Scorie - Come non uscire da una balance sheet recession

Paragonando i recenti sviluppi dell'economia cinese con l'esperienza giapponese a partire dai primi anni Novanta (dopo lo scoppio di una enorme bolla su immobili terreni e attività finanziarie), Richard Koo ritiene che la Cina si trovi in una "balance sheet recession", ossia in una situazione in cui famiglie e imprese hanno debiti superiori al valore delle attività acquistate mediante quei debiti. Attività che nel frattempo si sono più o meno fortemente svalutate, creando stress finanziario (e anche insolvenze). 

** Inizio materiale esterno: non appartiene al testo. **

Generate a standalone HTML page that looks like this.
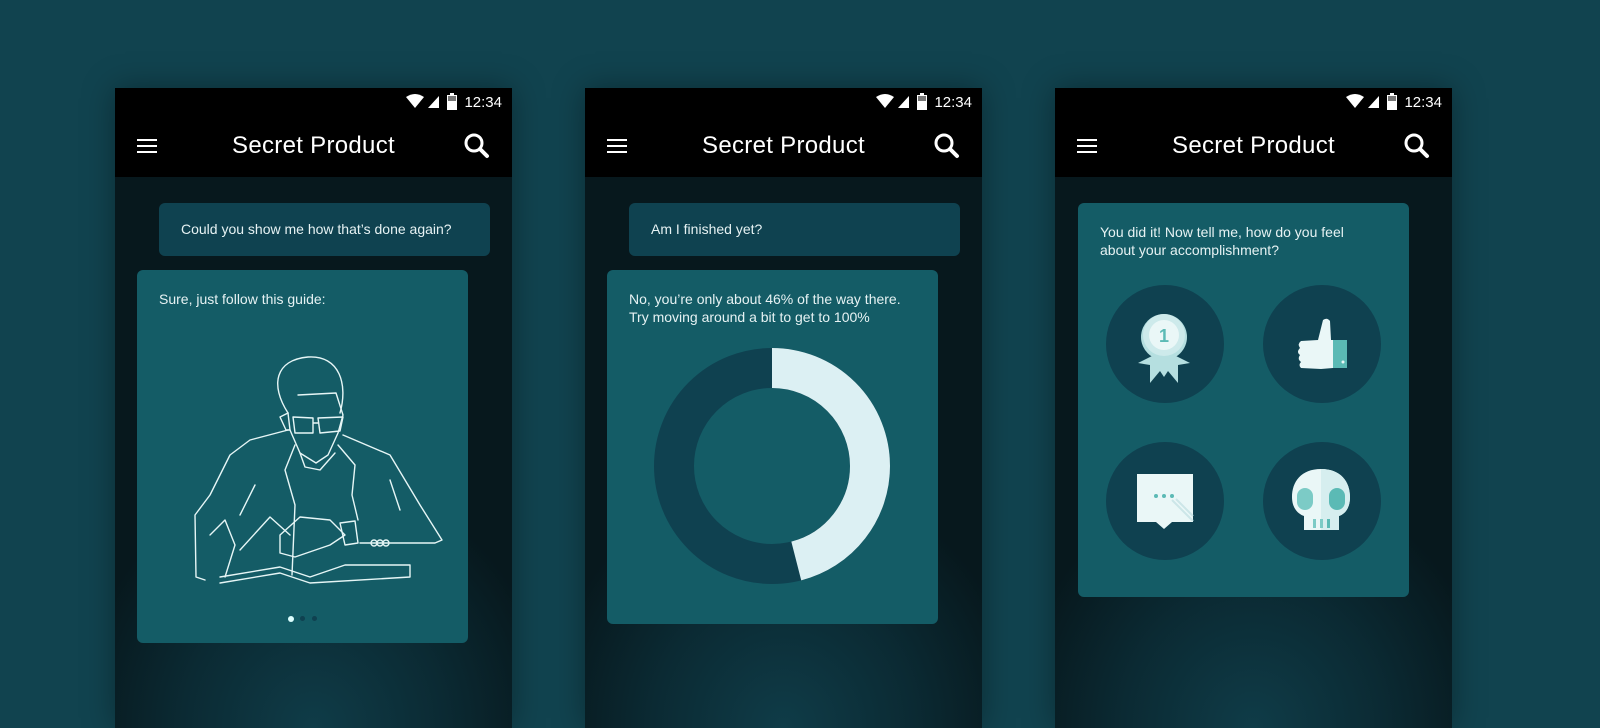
<!DOCTYPE html>
<html><head><meta charset="utf-8"><style>
*{margin:0;padding:0;box-sizing:border-box}
body{width:1600px;height:720px;overflow:hidden;background:#11434f;font-family:"Liberation Sans",sans-serif;position:relative}
.phone{position:absolute;top:88px;width:397px;height:640px;background:radial-gradient(ellipse 60% 40% at 50% 100%,#0f3c48 0%,#0b2a33 55%,#07181d 100%);box-shadow:0 0 30px rgba(0,0,0,.35)}
.status{height:28px;background:#000;color:#fff;font-size:15px;position:relative}
.status .t{position:absolute;right:10px;top:6px}
.bar{height:61px;background:#000;position:relative;color:#fff}
.bar .title{position:absolute;left:0;right:0;text-align:center;top:16px;font-size:24px;font-weight:300;letter-spacing:.3px}
.ham{position:absolute;left:22px;top:23px;width:20px;height:14px;border-top:2px solid #fff;border-bottom:2px solid #fff}
.ham:after{content:"";position:absolute;left:0;right:0;top:4px;border-top:2px solid #fff}
.bubble{position:absolute;background:#0f4250;border-radius:6px;color:#e6f2f3;font-size:14px;padding:20px 22px}
.card{position:absolute;background:#145c66;border-radius:6px;color:#e6f2f3;font-size:14px;padding:20px 22px;line-height:18px}
.circ{position:absolute;width:118px;height:118px;border-radius:50%;background:#0f4150}
</style></head><body>

<div class="phone" style="left:115px">
 <div class="status"><svg style="position:absolute;right:66px;top:6px" width="40" height="16"><path d="M0 3 Q9 -3 18 3 L9 14Z" fill="#fff"/><path d="M22 14 L33 2 L33 14Z" fill="#fff"/></svg><svg style="position:absolute;right:55px;top:5px" width="10" height="17"><rect x="3" y="0" width="4" height="2" fill="#fff"/><rect x="0" y="2" width="10" height="15" fill="#fff"/><rect x="1" y="3" width="8" height="5" fill="#777"/></svg><span class="t">12:34</span></div>
 <div class="bar"><div class="ham"></div><div class="title">Secret Product</div><svg style="position:absolute;right:22px;top:17px" width="26" height="26"><circle cx="10" cy="10" r="8" stroke="#fff" stroke-width="3" fill="none"/><path d="M16 16 L23 23" stroke="#fff" stroke-width="4" stroke-linecap="round"/></svg></div>
 <div class="bubble" style="left:44px;top:115px;width:331px;height:53px;padding-top:18px">Could you show me how that’s done again?</div>
 <div class="card" style="left:22px;top:182px;width:331px;height:373px">Sure, just follow this guide:
  <svg style="position:absolute;left:43px;top:75px" width="270" height="240" viewBox="0 0 270 240" fill="none" stroke="#e6f6f6" stroke-width="1.4" stroke-linejoin="round" stroke-linecap="round">
   <path d="M108 68 C90 40 95 15 128 12 C160 10 168 40 160 68"/>
   <path d="M118 50 L156 48 L163 70 L158 88 L148 110 L136 118 L120 108 L110 85 L108 68"/>
   <path d="M113 72 L133 73 L133 88 L115 88Z M138 73 L163 72 L160 86 L140 88Z M133 78 L138 78"/>
   <path d="M108 68 L100 72 L106 85 L110 85"/>
   <path d="M108 85 L70 95 L50 110 L30 150 L15 170 L16 232 L25 235"/>
   <path d="M163 90 L210 110 L240 160 L262 195 L255 198 L180 198"/>
   <path d="M115 100 L105 125 L115 160 L112 230"/>
   <path d="M158 100 L175 120 L172 150 L178 175"/>
   <path d="M120 108 L125 122 L140 125 L155 108"/>
   <path d="M75 140 L60 170 M210 135 L220 165"/>
   <path d="M30 190 L45 175 L55 200 L45 232"/>
   <path d="M100 190 L120 172 L150 175 L165 190 L150 200 L115 212 L100 208 Z"/>
   <path d="M160 178 L165 200 L178 198 L175 176Z"/>
   <circle cx="194" cy="198" r="3"/><circle cx="200" cy="198" r="3"/><circle cx="206" cy="198" r="3"/>
   <path d="M40 232 L100 222 L130 232 L165 220 L230 220 L230 232 L130 238 L100 228 L40 238"/>
   <path d="M60 205 L90 172 L110 190"/>
  </svg>
  <div style="position:absolute;left:151px;top:346px;width:6px;height:6px;border-radius:50%;background:#dff"></div>
  <div style="position:absolute;left:163px;top:346px;width:5px;height:5px;border-radius:50%;background:#0f4150"></div>
  <div style="position:absolute;left:175px;top:346px;width:5px;height:5px;border-radius:50%;background:#0f4150"></div>
 </div>
</div>

<div class="phone" style="left:585px">
 <div class="status"><svg style="position:absolute;right:66px;top:6px" width="40" height="16"><path d="M0 3 Q9 -3 18 3 L9 14Z" fill="#fff"/><path d="M22 14 L33 2 L33 14Z" fill="#fff"/></svg><svg style="position:absolute;right:55px;top:5px" width="10" height="17"><rect x="3" y="0" width="4" height="2" fill="#fff"/><rect x="0" y="2" width="10" height="15" fill="#fff"/><rect x="1" y="3" width="8" height="5" fill="#777"/></svg><span class="t">12:34</span></div>
 <div class="bar"><div class="ham"></div><div class="title">Secret Product</div><svg style="position:absolute;right:22px;top:17px" width="26" height="26"><circle cx="10" cy="10" r="8" stroke="#fff" stroke-width="3" fill="none"/><path d="M16 16 L23 23" stroke="#fff" stroke-width="4" stroke-linecap="round"/></svg></div>
 <div class="bubble" style="left:44px;top:115px;width:331px;height:53px;padding-top:18px">Am I finished yet?</div>
 <div class="card" style="left:22px;top:182px;width:331px;height:354px">No, you’re only about 46% of the way there.<br>Try moving around a bit to get to 100%
  <svg style="position:absolute;left:47px;top:78px" width="236" height="236"><g transform="rotate(-90 118 118)"><circle cx="118" cy="118" r="98" stroke="#0f4150" stroke-width="40" fill="none"/><circle cx="118" cy="118" r="98" stroke="#dcf0f3" stroke-width="40" fill="none" stroke-dasharray="283.2 1000"/></g></svg>
 </div>
</div>

<div class="phone" style="left:1055px">
 <div class="status"><svg style="position:absolute;right:66px;top:6px" width="40" height="16"><path d="M0 3 Q9 -3 18 3 L9 14Z" fill="#fff"/><path d="M22 14 L33 2 L33 14Z" fill="#fff"/></svg><svg style="position:absolute;right:55px;top:5px" width="10" height="17"><rect x="3" y="0" width="4" height="2" fill="#fff"/><rect x="0" y="2" width="10" height="15" fill="#fff"/><rect x="1" y="3" width="8" height="5" fill="#777"/></svg><span class="t">12:34</span></div>
 <div class="bar"><div class="ham"></div><div class="title">Secret Product</div><svg style="position:absolute;right:22px;top:17px" width="26" height="26"><circle cx="10" cy="10" r="8" stroke="#fff" stroke-width="3" fill="none"/><path d="M16 16 L23 23" stroke="#fff" stroke-width="4" stroke-linecap="round"/></svg></div>
 <div class="card" style="left:23px;top:115px;width:331px;height:394px">You did it! Now tell me, how do you feel<br>about your accomplishment?
  <div class="circ" style="left:28px;top:82px"><svg width="118" height="118"><path d="M32 78 L48 70 L68 70 L84 78 L72 80 L72 98 L62 86 L58 92 L54 86 L44 98 L44 80Z" fill="#b5dfe0"/><circle cx="58" cy="52" r="23" fill="#b5dfe0"/><circle cx="58" cy="50" r="21" fill="#cdeaeb"/><circle cx="58" cy="50" r="15" fill="#eaf7f7"/><text x="58" y="57" text-anchor="middle" font-size="18" font-weight="bold" fill="#5bbab5" font-family="Liberation Sans">1</text></svg></div>
  <div class="circ" style="left:185px;top:82px"><svg width="118" height="118"><path d="M60 35 Q64 32 67 36 L68 55 L82 55 L82 82 L58 84 L38 83 Q35 80 38 77 Q34 74 37 70 Q33 67 37 63 Q34 59 38 56 L55 55 Z" fill="#eaf7f7"/><rect x="70" y="55" width="14" height="28" fill="#5bbab5"/><circle cx="80" cy="77" r="1.5" fill="#eaf7f7"/></svg></div>
  <div class="circ" style="left:28px;top:239px"><svg width="118" height="118"><path d="M31 32 L87 32 L87 80 L66 80 L58 87 L50 80 L31 80Z" fill="#eaf7f7"/><path d="M66 58 L87 79 M70 57 L87 74" stroke="#cce6e8" stroke-width="2"/><circle cx="50" cy="54" r="2" fill="#5bbab5"/><circle cx="58" cy="54" r="2" fill="#5bbab5"/><circle cx="66" cy="54" r="2" fill="#5bbab5"/></svg></div>
  <div class="circ" style="left:185px;top:239px"><svg width="118" height="118"><path d="M58 27 C38 27 29 40 29 55 C29 66 35 72 41 74 L41 88 L76 88 L76 74 C82 72 87 66 87 55 C87 40 78 27 58 27Z" fill="#eaf7f7"/><path d="M58 27 C78 27 87 40 87 55 C87 66 82 72 76 74 L76 88 L58 88Z" fill="#d6eeef"/><rect x="34" y="46" width="16" height="22" rx="8" fill="#7ccbc6"/><rect x="66" y="46" width="16" height="22" rx="8" fill="#5bbab5"/><rect x="50" y="77" width="3" height="9" fill="#7ccbc6"/><rect x="57" y="77" width="3" height="9" fill="#7ccbc6"/><rect x="64" y="77" width="3" height="9" fill="#5bbab5"/></svg></div>
 </div>
</div>
</body></html>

In una situazione del genere ogni risorsa non consumata viene destinata a ripagare il debito, quindi la domanda di credito è bassa anche in presenza di tassi di interesse azzerati o negativi. 

Secondo Koo, in presenza di una "balance sheet recession" si crea una spirale deflattiva, perché il settore privato produce un eccesso di risparmio che non viene investito. Deve quindi intervenire il debitore di ultima istanza, ossia lo Stato, che emette titoli di debito e finanzia spesa pubblica per mantenere a galla l'economia.

Il ragionamento è tipicamente di stampo keynesiano e, nonostante siano ormai 15 anni che leggo Koo con cadenza mensile, devo dire che continuo a stupirmi di quanto non prenda in considerazione almeno due macro evidenze: la prima è la confusione tra ricchezza monetaria e reale, che non si elimina mediante il deflatore del Pil.

La seconda, se possibile ancora più macroscopica, è che la stabilizzazione del Pil nominale non avviene a costo zero: semplicemente si gonfia il debito pubblico, cheprima o poi deve essere pagato, o mediante tasse esplicite, o mediante inflazione (le due cose non si escludono vicendevolmente).

Proprio l'esempio del Giappone è emblematico: alla fine del 1989 il debito publbico era pari al 65% del Pil, mentre quest'anno sarà pari al 255%. Gli aggiustamenti necessari dopo lo scoppio della bolla (derivante da anni di politica monetaria lassista), per quanto dolorosi, non sono stati eliminati, ma solo rimandati, aumentandone le dimensioni.

Non mi stupirei se la Cina seguisse le orme del Giappone, ma non sarebbe un buon esempio da seguire.